Records supplied.

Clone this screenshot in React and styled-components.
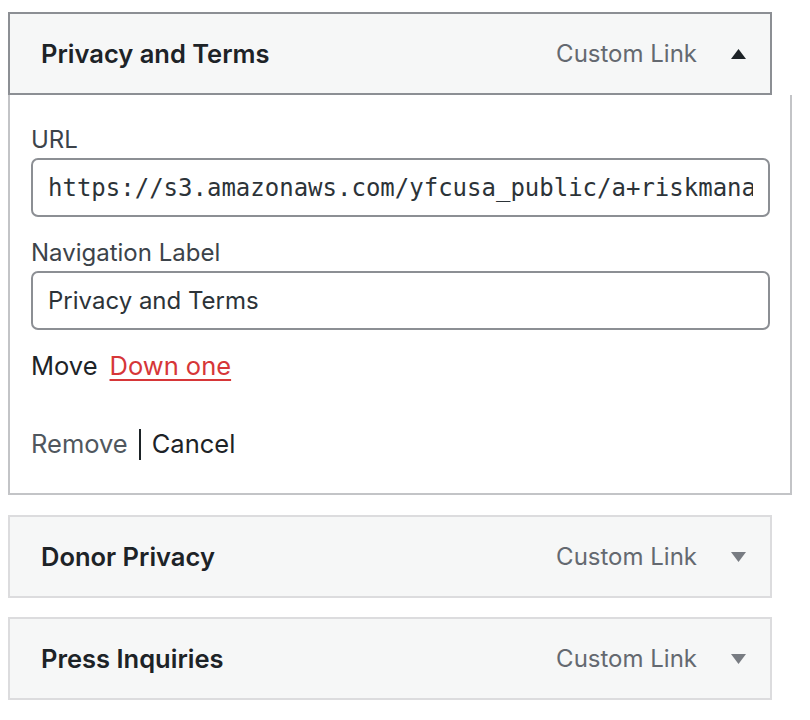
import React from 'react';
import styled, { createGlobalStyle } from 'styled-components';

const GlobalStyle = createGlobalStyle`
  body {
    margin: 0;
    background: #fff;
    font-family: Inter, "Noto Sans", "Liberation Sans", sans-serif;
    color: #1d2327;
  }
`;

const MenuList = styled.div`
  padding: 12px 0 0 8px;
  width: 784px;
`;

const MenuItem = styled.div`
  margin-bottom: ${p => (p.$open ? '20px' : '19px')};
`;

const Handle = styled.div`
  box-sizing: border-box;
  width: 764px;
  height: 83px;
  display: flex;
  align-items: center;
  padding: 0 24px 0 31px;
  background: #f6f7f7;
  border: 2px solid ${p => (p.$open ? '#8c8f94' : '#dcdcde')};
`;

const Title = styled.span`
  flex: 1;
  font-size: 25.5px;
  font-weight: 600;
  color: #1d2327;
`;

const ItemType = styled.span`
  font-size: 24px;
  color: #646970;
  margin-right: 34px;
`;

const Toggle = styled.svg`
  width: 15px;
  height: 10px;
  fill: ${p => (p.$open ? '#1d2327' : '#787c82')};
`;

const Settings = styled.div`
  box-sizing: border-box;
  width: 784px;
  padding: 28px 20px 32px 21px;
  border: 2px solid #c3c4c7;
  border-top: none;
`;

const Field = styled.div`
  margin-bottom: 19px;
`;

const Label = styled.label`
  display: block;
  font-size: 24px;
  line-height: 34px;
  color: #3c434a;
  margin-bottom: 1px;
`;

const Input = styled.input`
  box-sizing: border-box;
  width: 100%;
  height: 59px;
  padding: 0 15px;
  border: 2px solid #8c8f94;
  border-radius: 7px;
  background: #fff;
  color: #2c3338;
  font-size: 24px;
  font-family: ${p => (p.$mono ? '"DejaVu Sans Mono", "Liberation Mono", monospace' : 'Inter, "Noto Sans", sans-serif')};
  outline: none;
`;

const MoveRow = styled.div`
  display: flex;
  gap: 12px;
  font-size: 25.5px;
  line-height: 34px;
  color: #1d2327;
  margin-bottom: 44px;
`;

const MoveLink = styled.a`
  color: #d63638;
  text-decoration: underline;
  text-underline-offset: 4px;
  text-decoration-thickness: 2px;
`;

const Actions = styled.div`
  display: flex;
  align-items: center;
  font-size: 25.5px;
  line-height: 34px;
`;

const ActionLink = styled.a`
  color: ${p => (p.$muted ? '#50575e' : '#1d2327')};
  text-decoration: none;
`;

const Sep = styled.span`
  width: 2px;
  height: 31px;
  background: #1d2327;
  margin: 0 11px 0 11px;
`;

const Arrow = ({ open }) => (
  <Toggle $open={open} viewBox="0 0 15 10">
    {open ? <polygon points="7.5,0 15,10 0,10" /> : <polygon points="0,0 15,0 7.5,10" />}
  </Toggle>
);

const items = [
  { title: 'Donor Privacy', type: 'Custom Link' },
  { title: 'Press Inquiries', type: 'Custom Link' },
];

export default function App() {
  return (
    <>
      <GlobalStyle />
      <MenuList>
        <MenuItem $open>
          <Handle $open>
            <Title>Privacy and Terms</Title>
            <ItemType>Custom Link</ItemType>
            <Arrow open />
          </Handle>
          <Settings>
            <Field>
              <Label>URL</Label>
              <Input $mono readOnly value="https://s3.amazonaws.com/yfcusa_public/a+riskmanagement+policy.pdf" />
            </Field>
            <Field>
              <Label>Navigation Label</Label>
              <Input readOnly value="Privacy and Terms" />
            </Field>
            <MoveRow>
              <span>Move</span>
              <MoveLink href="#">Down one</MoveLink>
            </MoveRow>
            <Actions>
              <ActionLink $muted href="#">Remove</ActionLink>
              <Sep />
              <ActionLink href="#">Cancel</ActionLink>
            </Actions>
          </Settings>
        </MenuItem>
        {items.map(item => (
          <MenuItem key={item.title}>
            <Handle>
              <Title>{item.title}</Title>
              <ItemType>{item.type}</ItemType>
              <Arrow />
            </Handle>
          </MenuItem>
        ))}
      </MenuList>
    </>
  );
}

--

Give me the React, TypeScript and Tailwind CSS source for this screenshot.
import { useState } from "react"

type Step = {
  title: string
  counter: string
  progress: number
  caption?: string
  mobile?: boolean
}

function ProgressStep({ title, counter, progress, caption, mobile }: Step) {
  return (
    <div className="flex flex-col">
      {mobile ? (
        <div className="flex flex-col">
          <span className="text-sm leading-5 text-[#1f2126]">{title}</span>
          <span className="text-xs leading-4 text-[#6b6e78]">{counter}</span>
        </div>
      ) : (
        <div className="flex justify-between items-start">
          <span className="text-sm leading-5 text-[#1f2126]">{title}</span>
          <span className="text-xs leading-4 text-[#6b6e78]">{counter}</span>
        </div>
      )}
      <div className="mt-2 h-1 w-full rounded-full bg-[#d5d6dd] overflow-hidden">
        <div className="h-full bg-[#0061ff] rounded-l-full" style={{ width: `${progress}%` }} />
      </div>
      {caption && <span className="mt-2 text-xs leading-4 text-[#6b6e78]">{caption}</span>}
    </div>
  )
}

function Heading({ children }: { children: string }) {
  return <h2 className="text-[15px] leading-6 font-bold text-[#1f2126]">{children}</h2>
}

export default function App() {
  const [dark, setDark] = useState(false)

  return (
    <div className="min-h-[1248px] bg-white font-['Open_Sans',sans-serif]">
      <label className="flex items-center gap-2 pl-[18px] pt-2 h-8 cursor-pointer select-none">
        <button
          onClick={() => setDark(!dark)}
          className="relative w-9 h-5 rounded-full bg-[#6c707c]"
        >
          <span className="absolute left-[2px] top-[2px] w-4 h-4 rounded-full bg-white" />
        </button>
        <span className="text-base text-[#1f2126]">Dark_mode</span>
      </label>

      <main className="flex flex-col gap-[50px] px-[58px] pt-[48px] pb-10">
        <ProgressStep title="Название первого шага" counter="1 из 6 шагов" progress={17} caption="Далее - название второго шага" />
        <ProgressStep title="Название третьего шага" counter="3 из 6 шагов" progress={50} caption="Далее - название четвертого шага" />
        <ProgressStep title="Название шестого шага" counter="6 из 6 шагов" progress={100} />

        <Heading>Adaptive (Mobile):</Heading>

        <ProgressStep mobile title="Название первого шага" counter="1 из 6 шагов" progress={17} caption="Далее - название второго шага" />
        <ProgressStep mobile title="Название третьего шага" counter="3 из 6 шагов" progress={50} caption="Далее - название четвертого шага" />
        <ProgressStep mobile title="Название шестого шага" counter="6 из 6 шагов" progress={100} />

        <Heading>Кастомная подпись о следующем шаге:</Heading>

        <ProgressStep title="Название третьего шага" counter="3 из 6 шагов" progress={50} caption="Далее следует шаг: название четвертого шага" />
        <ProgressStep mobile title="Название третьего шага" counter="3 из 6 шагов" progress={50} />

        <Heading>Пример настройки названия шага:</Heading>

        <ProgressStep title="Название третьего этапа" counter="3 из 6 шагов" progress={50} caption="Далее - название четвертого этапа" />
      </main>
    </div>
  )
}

Exercise details.
Return exactly the lines from the line that has "Give me the" to the line that has "const [dark, setDark] = useState(false)", both of them included.

Expected answer.
Give me the React, TypeScript and Tailwind CSS source for this screenshot.
import { useState } from "react"

type Step = {
  title: string
  counter: string
  progress: number
  caption?: string
  mobile?: boolean
}

function ProgressStep({ title, counter, progress, caption, mobile }: Step) {
  return (
    <div className="flex flex-col">
      {mobile ? (
        <div className="flex flex-col">
          <span className="text-sm leading-5 text-[#1f2126]">{title}</span>
          <span className="text-xs leading-4 text-[#6b6e78]">{counter}</span>
        </div>
      ) : (
        <div className="flex justify-between items-start">
          <span className="text-sm leading-5 text-[#1f2126]">{title}</span>
          <span className="text-xs leading-4 text-[#6b6e78]">{counter}</span>
        </div>
      )}
      <div className="mt-2 h-1 w-full rounded-full bg-[#d5d6dd] overflow-hidden">
        <div className="h-full bg-[#0061ff] rounded-l-full" style={{ width: `${progress}%` }} />
      </div>
      {caption && <span className="mt-2 text-xs leading-4 text-[#6b6e78]">{caption}</span>}
    </div>
  )
}

function Heading({ children }: { children: string }) {
  return <h2 className="text-[15px] leading-6 font-bold text-[#1f2126]">{children}</h2>
}

export default function App() {
  const [dark, setDark] = useState(false)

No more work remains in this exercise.